I feel so helpless, for hawk attacks are so sudden and spontaneous and since these are simply feral visitors and not really my "pets", I can't really save them when it strikes. 
I hope the flock that I've come to love will continue to prosper despite all this. I will keep Tiny, Blue and the others in my heart forever.


----------



## andinla (Mar 11, 2003)

Hi 

I don't know where you live? but I live next to LAX airport in El Segundo. I work at a daycare. There is a flock of 40 + pigeons we feed daily there. I have witnessed two attacks on the pigeons and stopped them from happening. My co-worker wasn't so lucky last year the only brown pigeon we had was struck in the large field next to the daycare and wasn't plucked alive while my co-worker threw things at it to stop it just picked up the pigeon and took it to a tree across the street. The two I saw, well the first one the hawk came down and actually had its claws on one of them and I ran out with my hands in the air and screaming and it let go, the second one was this past Thursday and I noticed the flock fly away in panic just after I put the seed down. Then I noticed a young pigeon hiding under one of the banana leafs, I went back inside and came out five minutes later and the pigeon was on the patio under a desk and the hawk was above the desk on the railing. I scared the hawk away and grabbed the pigeon, he was bleeding pretty badly, took him in and cleaned it up and kept him until today and released him back with his flock. The problem is feeding them out in the open if you could find a covered area from the sky the hawk cant get them. Like a lowered umbrella or tarp. I feel so bad for them everyday living in fear.... good luck, hawks come out of no where.. Andi


----------



## WhiteWingsCa (Mar 1, 2002)

Well, the bad news is that at this time of year, the hawks are migrating, and there is a larger number of them at present in your area.

The good news is --- the hawks are migrating, and soon will be heading further south, and away from your area.

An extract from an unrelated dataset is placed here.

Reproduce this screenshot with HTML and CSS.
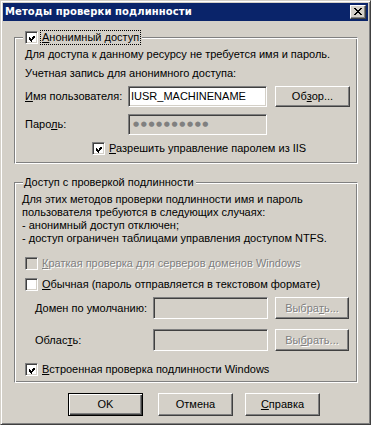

AND -- wild pigeons DO get "hawk smart", and learn to duck and run when a hawk comes nearby. They just have a few more to worry about at this time of year, so yes, some do fall prey. Even loft birds, raised in an area that has many hawks, learn to watch the skies for them -- and pass this on to their young. It's really fascinating to watch a bunch of young pigeons, out for the first few times, stop and scan the skies for danger, when they see a 'shadow' overhead (even if it's just a robin. LOL)


----------



## Skyeking (Jan 17, 2003)

I am keeping my eyes wide open now, because I live in Florida, and they're headed here!

My young birds were attacked earlier this year when they were just learning to fly, but no one got hurt!

The big red or brown hawks are not that agile, and are easily thrown off course. It is the smaller Cooper hawks, and the smaller ones ("Kestler Hawks") that look like "dive bombers" upon attack, that are really bad news for pigeons!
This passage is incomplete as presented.